The proton-proton chain reaction is one of the primary nuclear fusion processes that occurs in stars, particularly in the cores of low to medium-mass stars like our Sun. In this process, hydrogen nuclei (protons) combine to form helium nuclei through a series of fusion reactions. The proton-proton chain consists of three main branches, often referred to as the PP I, PP II, and PP III branches, each with distinct steps. The overall reaction is as follows:
4 protons (hydrogen nuclei) ⟶ 1 helium nucleus + energy.
Throughout the proton-proton chain, various subatomic particles called bosons and fermions are involved. The specific reactions and particles involved depend on the branch of the chain.
In the first branch (PP I), the reactions occur as follows:
Two protons (hydrogen nuclei) fuse to form a deuterium nucleus (one proton and one neutron) along with a positron (antielectron) and a neutrino: p + p ⟶ D + e^+ + νe.
The deuterium nucleus then fuses with another proton to form a helium-3 nucleus (two protons and one neutron): D + p ⟶ He-3 + γ (gamma-ray photon).
Two helium-3 nuclei fuse to form helium-4 (two protons and two neutrons) along with two protons: He-3 + He-3 ⟶ He-4 + 2p.
The second and third branches (PP II and PP III) involve different reactions, but they eventually converge back to the formation of helium-4 (He-4) and release energy.

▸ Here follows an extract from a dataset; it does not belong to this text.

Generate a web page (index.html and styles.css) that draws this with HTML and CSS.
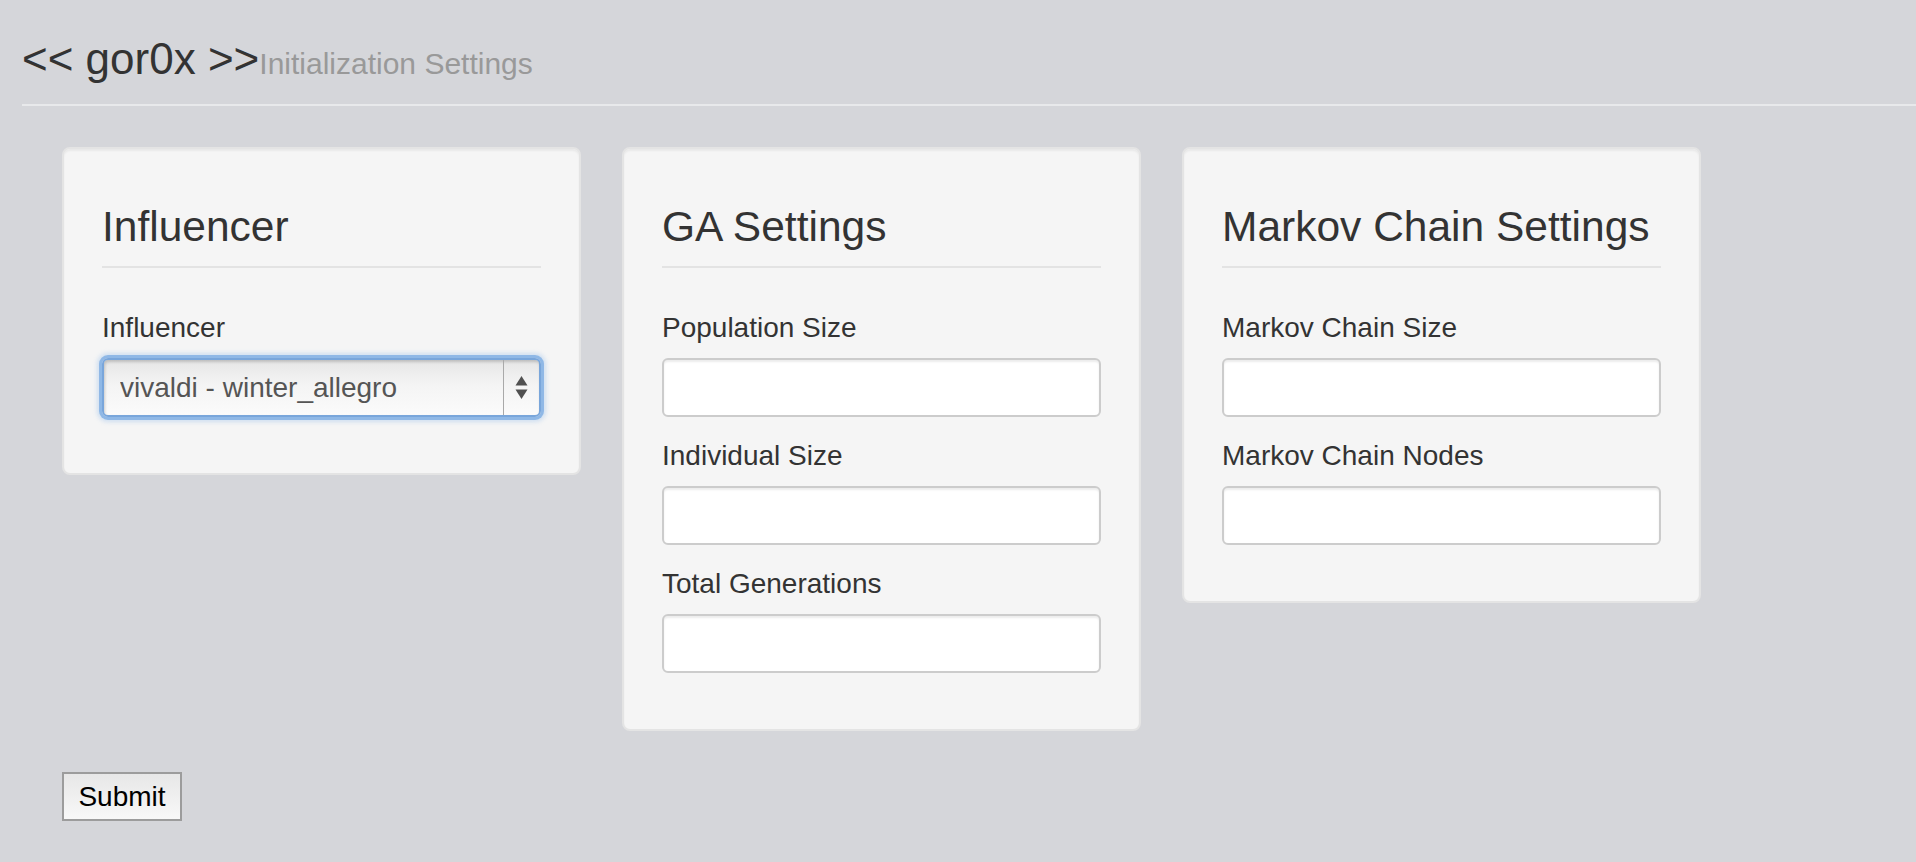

Overall, the proton-proton chain reactions in stars, including the Sun, are responsible for the conversion of hydrogen into helium, releasing a tremendous amount of energy in the process. This energy is what powers the star, providing heat and light. The specific details of the proton-proton chain and the energy release have been studied through astrophysical observations, laboratory experiments, and theoretical models, contributing to our understanding of stellar evolution and the energy generation processes in stars.